The Regulation bites hard on the use of consent and legitimate interest, and misuse of data when relying on them would again carry the higher penalty. Most organisations that rely on consent or legitimate interest are outside the public sector, who rely more on legal obligations and powers. Indeed, the Regulation even allows for the public sector to be excluded from monetary penalties altogether if a member state wishes it. Nevertheless, since they got the power to issue them, only 24% of the ICO’s civil monetary penalties have been served on organisations outside the public sector (2 for charities and 12 for private sector).
I doubt the ICO is ready for what the Regulation demands, and what data subjects will naturally expect from such a deliberate attempt to shape the enforcement of privacy rights. The penalties are too low. The dwindling amount of DP enforcement is based almost exclusively on self-reported security breaches. While the Regulation might feed a few private sector cases onto the conveyor belt by way of mandatory reporting of security breaches, it will do nothing for the ICO’s ability to identify suitable cases for anything else. Few ICO CMPs spring from data subject complaints, and anyone who has ever tried to alert Wilmslow to an ongoing breach when they are not directly affected knows how painful a process that can be. The ICO has not enforced on most of the principles.

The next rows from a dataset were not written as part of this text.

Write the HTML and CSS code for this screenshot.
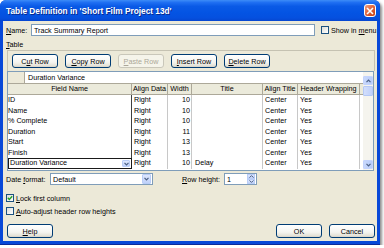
FILE: index.html
```html
<!DOCTYPE html>
<html lang="en">
<head>
    <meta charset="UTF-8">
    <title>Table Definition</title>
    <link rel="stylesheet" href="styles.css">
</head>
<body>
    <div class="window">
        <div class="titlebar">
            <span class="title">Table Definition in 'Short Film Project 13d'</span>
            <span class="close">
                <svg width="8" height="8" viewBox="0 0 8 8"><path d="M1 1L7 7M7 1L1 7" stroke="#fff" stroke-width="1.6"/></svg>
            </span>
        </div>
        <div class="content">
            <div class="name-row">
                <span class="name-label"><u>N</u>ame:</span>
                <div class="textbox name-box">Track Summary Report</div>
                <span class="check"></span>
                <span class="check-label">Show in <u>m</u>enu</span>
            </div>
            <div class="section-label"><u>T</u>able</div>
            <div class="toolbar">
                <button class="btn">C<u>u</u>t Row</button>
                <button class="btn"><u>C</u>opy Row</button>
                <button class="btn" disabled><u>P</u>aste Row</button>
                <button class="btn"><u>I</u>nsert Row</button>
                <button class="btn"><u>D</u>elete Row</button>
            </div>
            <div class="grid">
                <div class="grid-main">
                    <div class="edit-row">
                        <div class="corner"></div>
                        <div class="edit-cell">Duration Variance</div>
                    </div>
                    <div class="head-row">
                        <div class="hc c-field">Field Name</div>
                        <div class="hc c-align">Align Data</div>
                        <div class="hc c-width">Width</div>
                        <div class="hc c-title">Title</div>
                        <div class="hc c-atitle">Align Title</div>
                        <div class="hc c-wrap">Header Wrapping</div>
                    </div>
                    <div class="data-row">
                        <div class="dc c-field">ID</div>
                        <div class="dc c-align">Right</div>
                        <div class="dc c-width">10</div>
                        <div class="dc c-title"></div>
                        <div class="dc c-atitle">Center</div>
                        <div class="dc c-wrap">Yes</div>
                    </div>
                    <div class="data-row">
                        <div class="dc c-field">Name</div>
                        <div class="dc c-align">Right</div>
                        <div class="dc c-width">10</div>
                        <div class="dc c-title"></div>
                        <div class="dc c-atitle">Center</div>
                        <div class="dc c-wrap">Yes</div>
                    </div>
                    <div class="data-row">
                        <div class="dc c-field">% Complete</div>
                        <div class="dc c-align">Right</div>
                        <div class="dc c-width">10</div>
                        <div class="dc c-title"></div>
                        <div class="dc c-atitle">Center</div>
                        <div class="dc c-wrap">Yes</div>
                    </div>
                    <div class="data-row">
                        <div class="dc c-field">Duration</div>
                        <div class="dc c-align">Right</div>
                        <div class="dc c-width">11</div>
                        <div class="dc c-title"></div>
                        <div class="dc c-atitle">Center</div>
                        <div class="dc c-wrap">Yes</div>
                    </div>
                    <div class="data-row">
                        <div class="dc c-field">Start</div>
                        <div class="dc c-align">Right</div>
                        <div class="dc c-width">13</div>
                        <div class="dc c-title"></div>
                        <div class="dc c-atitle">Center</div>
                        <div class="dc c-wrap">Yes</div>
                    </div>
                    <div class="data-row">
                        <div class="dc c-field">Finish</div>
                        <div class="dc c-align">Right</div>
                        <div class="dc c-width">13</div>
                        <div class="dc c-title"></div>
                        <div class="dc c-atitle">Center</div>
                        <div class="dc c-wrap">Yes</div>
                    </div>
                    <div class="data-row">
                        <div class="dc c-field editing">
                            <span class="edit-text">Duration Variance</span>
                            <span class="drop small"><svg width="5" height="4" viewBox="0 0 5 4"><path d="M0.5 0.8L2.5 2.8L4.5 0.8" stroke="#4D6185" stroke-width="1.2" fill="none"/></svg></span>
                        </div>
                        <div class="dc c-align">Right</div>
                        <div class="dc c-width">10</div>
                        <div class="dc c-title">Delay</div>
                        <div class="dc c-atitle">Center</div>
                        <div class="dc c-wrap">Yes</div>
                    </div>
                </div>
                <div class="scrollbar">
                    <span class="sb-btn"><svg width="5" height="4" viewBox="0 0 5 4"><path d="M0.5 3.2L2.5 1.2L4.5 3.2" stroke="#4D6185" stroke-width="1.2" fill="none"/></svg></span>
                    <span class="sb-thumb"></span>
                    <span class="sb-track"></span>
                    <span class="sb-btn"><svg width="5" height="4" viewBox="0 0 5 4"><path d="M0.5 0.8L2.5 2.8L4.5 0.8" stroke="#4D6185" stroke-width="1.2" fill="none"/></svg></span>
                </div>
            </div>
            <div class="format-row">
                <span class="format-label">Date <u>f</u>ormat:</span>
                <div class="textbox select">
                    <span class="select-text">Default</span>
                    <span class="drop"><svg width="5" height="4" viewBox="0 0 5 4"><path d="M0.5 0.8L2.5 2.8L4.5 0.8" stroke="#4D6185" stroke-width="1.2" fill="none"/></svg></span>
                </div>
                <span class="height-label"><u>R</u>ow height:</span>
                <div class="textbox spinner">
                    <span class="select-text">1</span>
                    <span class="spin">
                        <span class="spin-btn"><svg width="5" height="3" viewBox="0 0 5 3"><path d="M0.5 2.6L2.5 0.6L4.5 2.6" stroke="#4D6185" stroke-width="1" fill="none"/></svg></span>
                        <span class="spin-btn"><svg width="5" height="3" viewBox="0 0 5 3"><path d="M0.5 0.4L2.5 2.4L4.5 0.4" stroke="#4D6185" stroke-width="1" fill="none"/></svg></span>
                    </span>
                </div>
            </div>
            <div class="option-row lock-row">
                <span class="check checked"><svg width="6" height="6" viewBox="0 0 6 6"><path d="M0.8 2.8L2.3 4.4L5.2 1.2" stroke="#21A121" stroke-width="1.4" fill="none"/></svg></span>
                <span class="check-label"><u>L</u>ock first column</span>
            </div>
            <div class="option-row auto-row">
                <span class="check"></span>
                <span class="check-label"><u>A</u>uto-adjust header row heights</span>
            </div>
            <div class="footer">
                <button class="btn"><u>H</u>elp</button>
                <span class="spacer"></span>
                <button class="btn">OK</button>
                <button class="btn">Cancel</button>
            </div>
        </div>
    </div>
</body>
</html>
```

FILE: styles.css
```css
body {
    margin: 0;
    background-color: white;
    font-family: "Liberation Sans", Arial, sans-serif;
}
.window {
    width: 380px;
    height: 245px;
    display: flex;
    flex-direction: column;
    background-color: #0848d8;
    border-radius: 6px 6px 0 0;
    box-shadow: 2px 2px 3px rgba(0, 0, 0, 0.45);
    border-bottom: 1px solid #0a2a9a;
    box-sizing: border-box;
}
.titlebar {
    height: 21px;
    flex: none;
    display: flex;
    align-items: center;
    padding: 0 4px 0 6px;
    border-radius: 6px 6px 0 0;
    background: linear-gradient(#3d8cf7 0%, #1f6ff2 12%, #0a5ae6 30%, #0454e3 60%, #0550df 85%, #0646d0 100%);
    color: white;
    font-weight: bold;
    font-size: 8.3px;
}
.title {
    flex: 1;
    text-shadow: 1px 1px 0 #0a2a8c;
}
.close {
    width: 12px;
    height: 13px;
    box-sizing: border-box;
    display: flex;
    align-items: center;
    justify-content: center;
    border: 1px solid white;
    border-radius: 3px;
    background: linear-gradient(135deg, #f0a184 0%, #e2683f 45%, #c63d12 100%);
}
.content {
    flex: 1;
    margin: 0 3px 3px;
    display: flex;
    flex-direction: column;
    background-color: #ece9d8;
    font-size: 7.2px;
    color: black;
    white-space: nowrap;
}
.name-row {
    margin-top: 3px;
    height: 12px;
    display: flex;
    align-items: center;
    padding-left: 3px;
}
.name-label {
    width: 25px;
}
.textbox {
    height: 12px;
    box-sizing: border-box;
    border: 1px solid #7f9db9;
    background-color: white;
    display: flex;
    align-items: center;
    padding-left: 2px;
}
.name-box {
    width: 284px;
}
.check {
    width: 8px;
    height: 8px;
    flex: none;
    box-sizing: border-box;
    border: 1px solid #1c5180;
    background: linear-gradient(135deg, #dcdcd7, #ffffff);
    display: flex;
    align-items: center;
    justify-content: center;
}
.name-row .check {
    margin-left: 6px;
}
.check-label {
    margin-left: 2px;
}
.section-label {
    margin-top: 3px;
    height: 11px;
    line-height: 11px;
    padding-left: 3px;
}
.toolbar {
    height: 21px;
    box-sizing: border-box;
    margin: 0 2px 0 4px;
    padding: 3px 0 0 4px;
    border: 1px solid #c5c2b2;
    border-bottom: none;
    display: flex;
    gap: 7px;
    align-items: flex-start;
}
.btn {
    width: 46px;
    height: 14px;
    padding: 0;
    border: 1px solid #003c74;
    border-radius: 3px;
    background: linear-gradient(#ffffff 0%, #f4f4f0 60%, #e3e1d6 90%, #d6d0c5 100%);
    font-family: "Liberation Sans", Arial, sans-serif;
    font-size: 7.2px;
    color: black;
}
.btn:disabled {
    border-color: #c9c7ba;
    background: #f5f4ea;
    color: #aca899;
}
.grid {
    height: 100px;
    box-sizing: border-box;
    margin: 0 3px 0 4px;
    border: 1px solid #7f9db9;
    background-color: white;
    display: flex;
}
.grid-main {
    flex: 1;
    display: flex;
    flex-direction: column;
}
.edit-row {
    height: 12px;
    display: flex;
}
.corner {
    width: 17px;
    background-color: #ece9d8;
    border-right: 1px solid #aca899;
    border-bottom: 1px solid #aca899;
    box-sizing: border-box;
}
.edit-cell {
    flex: 1;
    padding-left: 3px;
    line-height: 11px;
    border-bottom: 1px solid #aca899;
}
.head-row {
    height: 11px;
    display: flex;
    background-color: #ebeadb;
    border-bottom: 1px solid #aca899;
    box-sizing: border-box;
}
.hc {
    box-sizing: border-box;
    text-align: center;
    line-height: 10px;
    border-right: 1px solid #aca899;
    overflow: hidden;
}
.data-row {
    height: 10.55px;
    display: flex;
}
.dc {
    box-sizing: border-box;
    line-height: 10.55px;
    border-right: 1px solid #c8c8c8;
    padding-left: 2px;
}
.c-field { width: 124px; }
.c-align { width: 36px; }
.c-width { width: 24px; }
.c-title { width: 71px; }
.c-atitle { width: 35px; }
.c-wrap { width: 62px; }
.dc.c-field {
    padding-left: 0;
    border-right: 1px solid #404040;
}
.dc.c-width {
    text-align: right;
    padding-right: 1px;
}
.dc.c-title {
    padding-left: 3px;
}
.dc.editing {
    display: flex;
    align-items: center;
    border: 1.5px solid #1a1a1a;
    padding-left: 1px;
}
.edit-text {
    flex: 1;
}
.drop {
    width: 9px;
    height: 10px;
    box-sizing: border-box;
    display: flex;
    align-items: center;
    justify-content: center;
    border: 1px solid #b9cdf7;
    border-radius: 1px;
    background: linear-gradient(#dde7fd, #bfd1f9);
}
.drop.small {
    width: 8px;
    height: 7px;
    margin-right: 1px;
}
.scrollbar {
    width: 10px;
    display: flex;
    flex-direction: column;
    background-color: #f5f4ee;
    padding: 4px 0 1px;
    box-sizing: border-box;
}
.sb-btn {
    height: 9px;
    box-sizing: border-box;
    display: flex;
    align-items: center;
    justify-content: center;
    border: 1px solid #c3d3fd;
    border-radius: 1px;
    background: linear-gradient(90deg, #c8d8fc, #b6cbfa);
}
.sb-thumb {
    height: 10px;
    margin-top: 1px;
    box-sizing: border-box;
    border: 1px solid #b4c8f6;
    border-radius: 1px;
    background: linear-gradient(90deg, #d2defc, #bfd0fa);
}
.sb-track {
    flex: 1;
}
.format-row {
    margin-top: 2px;
    height: 12px;
    display: flex;
    align-items: center;
    padding-left: 3px;
}
.format-label {
    width: 44px;
}
.select {
    width: 103px;
    padding-right: 1px;
}
.select-text {
    flex: 1;
}
.height-label {
    margin-left: 29px;
    width: 42px;
}
.spinner {
    width: 33px;
    padding-right: 1px;
}
.spin {
    display: flex;
    flex-direction: column;
}
.spin-btn {
    width: 8px;
    height: 5px;
    box-sizing: border-box;
    display: flex;
    align-items: center;
    justify-content: center;
    border: 1px solid #b9cdf7;
    background: linear-gradient(#dde7fd, #bfd1f9);
}
.option-row {
    height: 8px;
    display: flex;
    align-items: center;
    padding-left: 3px;
}
.lock-row {
    margin-top: 9px;
}
.auto-row {
    margin-top: 5px;
}
.footer {
    margin: 9px 2px 0 4px;
    display: flex;
    gap: 7px;
}
.spacer {
    flex: 1;
}
```
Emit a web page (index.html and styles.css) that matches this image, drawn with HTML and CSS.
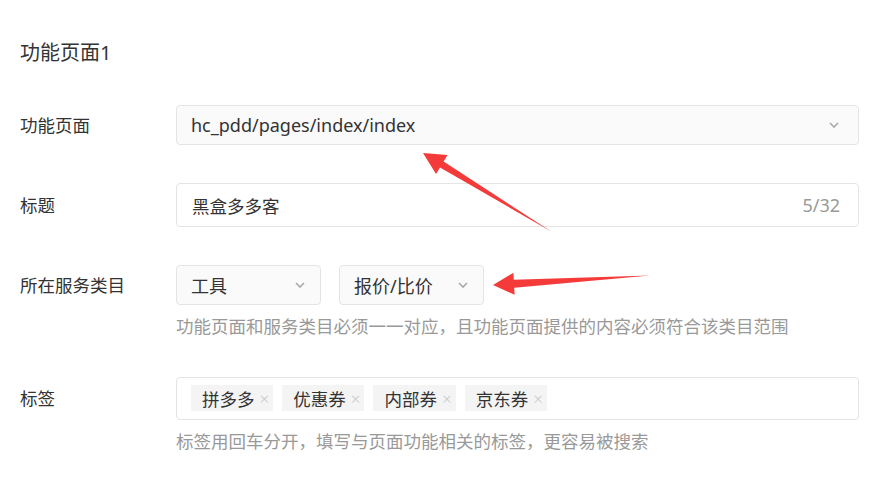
FILE: index.html
```html
<!DOCTYPE html>
<html lang="zh-CN">
<head>
  <meta charset="UTF-8">
  <meta name="viewport" content="width=device-width, initial-scale=1.0">
  <title>功能页面</title>
  <link rel="stylesheet" href="styles.css">
</head>
<body>
  <div class="page">
    <h2 class="title">功能页面1</h2>

    <div class="row">
      <div class="label">功能页面</div>
      <div class="field">
        <div class="select select-wide">
          <span>hc_pdd/pages/index/index</span>
          <svg class="chevron" viewBox="0 0 10 6"><path d="M1 1l4 4 4-4"/></svg>
        </div>
      </div>
    </div>

    <div class="row">
      <div class="label label-tall">标题</div>
      <div class="field">
        <div class="input">
          <span class="cjk">黑盒多多客</span>
          <span class="counter">5/32</span>
        </div>
      </div>
    </div>

    <div class="row row-category">
      <div class="label">所在服务类目</div>
      <div class="field">
        <div class="select-group">
          <div class="select select-small">
            <span>工具</span>
            <svg class="chevron" viewBox="0 0 10 6"><path d="M1 1l4 4 4-4"/></svg>
          </div>
          <div class="select select-small">
            <span>报价/比价</span>
            <svg class="chevron" viewBox="0 0 10 6"><path d="M1 1l4 4 4-4"/></svg>
          </div>
        </div>
        <p class="help">功能页面和服务类目必须一一对应，且功能页面提供的内容必须符合该类目范围</p>
      </div>
    </div>

    <div class="row">
      <div class="label label-tags">标签</div>
      <div class="field">
        <div class="tags">
          <span class="tag">拼多多<i class="close">×</i></span>
          <span class="tag">优惠券<i class="close">×</i></span>
          <span class="tag">内部券<i class="close">×</i></span>
          <span class="tag">京东券<i class="close">×</i></span>
        </div>
        <p class="help">标签用回车分开，填写与页面功能相关的标签，更容易被搜索</p>
      </div>
    </div>

    <!-- annotation arrows -->
    <svg class="marks" viewBox="0 0 882 485">
      <polygon points="423,153 447.5,155 443.6,161.5 552,232 440,167.5 436,174"/>
      <polygon points="493,285 513.4,272.8 513.8,279.8 650,275.5 514.2,287.8 514.6,294.8"/>
    </svg>
  </div>
</body>
</html>
```

FILE: styles.css
```css
* {
  box-sizing: border-box;
}

body {
  margin: 0;
  background: #fff;
  font-family: "Noto Sans", "Noto Sans CJK SC", sans-serif;
  color: #333;
}

.page {
  position: relative;
  width: 882px;
  height: 485px;
  padding: 39px 23px 0 20px;
}

.title {
  margin: 0 0 38px;
  font-size: 20px;
  font-weight: normal;
  line-height: 28px;
}

.row {
  display: flex;
  margin-bottom: 38px;
}

.row-category {
  margin-bottom: 39px;
}

.label {
  width: 156px;
  flex-shrink: 0;
  font-size: 17.5px;
  line-height: 40px;
}

.label-tall {
  line-height: 44px;
}

.label-tags {
  line-height: 43px;
}

.field {
  flex: 1;
}

.select,
.input {
  display: flex;
  align-items: center;
  justify-content: space-between;
  border: 1px solid #e4e4e4;
  border-radius: 4px;
  font-size: 18px;
}

.select {
  height: 40px;
  background: #fafafa;
}

.select-wide {
  padding: 0 19px 0 14px;
}

.input {
  height: 44px;
  padding: 0 18px 0 15px;
  background: #fff;
}

.cjk {
  font-size: 17.5px;
}

.counter {
  color: #999;
}

.chevron {
  width: 10px;
  height: 6px;
  fill: none;
  stroke: #a8a8a8;
  stroke-width: 1.6;
}

.select-group {
  display: flex;
  gap: 18px;
}

.select-small {
  width: 145px;
  padding: 0 15px 0 14px;
}

.help {
  margin: 9px 0 0;
  font-size: 17.5px;
  line-height: 24px;
  color: #999;
}

.tags {
  display: flex;
  gap: 9px;
  height: 43px;
  padding: 7px 14px;
  border: 1px solid #e4e4e4;
  border-radius: 4px;
}

.tag {
  display: flex;
  align-items: center;
  height: 26px;
  padding: 0 4px 0 11px;
  background: #f4f4f5;
  font-size: 17.5px;
}

.close {
  margin-left: 5px;
  font-style: normal;
  font-size: 17px;
  font-weight: 300;
  color: #c8c8c8;
}

.marks {
  position: absolute;
  left: 0;
  top: 0;
  width: 882px;
  height: 485px;
  pointer-events: none;
  fill: #f53a3a;
}
```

It’s been my habit whenever talking about the Regulation to people I’m working for to emphasise the period we’re about to enter. There are two years before the Regulation comes into force; two years to get ready, to look at practice and procedure, two years to tighten up. The need to adapt to the future goes double for the Information Commissioner’s Office. Instead of canoodling with stakeholders and issuing wishy-washy guidance, wringing its hands and promising to be an ‘enabler’, the ICO should take a long hard look in the mirror. Its job is to enforce the law; everything else is an optional extra. It’s wise to assume that the wish for total DP harmonisation will probably be a pipe dream; it’s equally obvious that the Regulation will allow for much easier comparisons between EU member states, and the ICO’s lightest of light touches will be found wanting.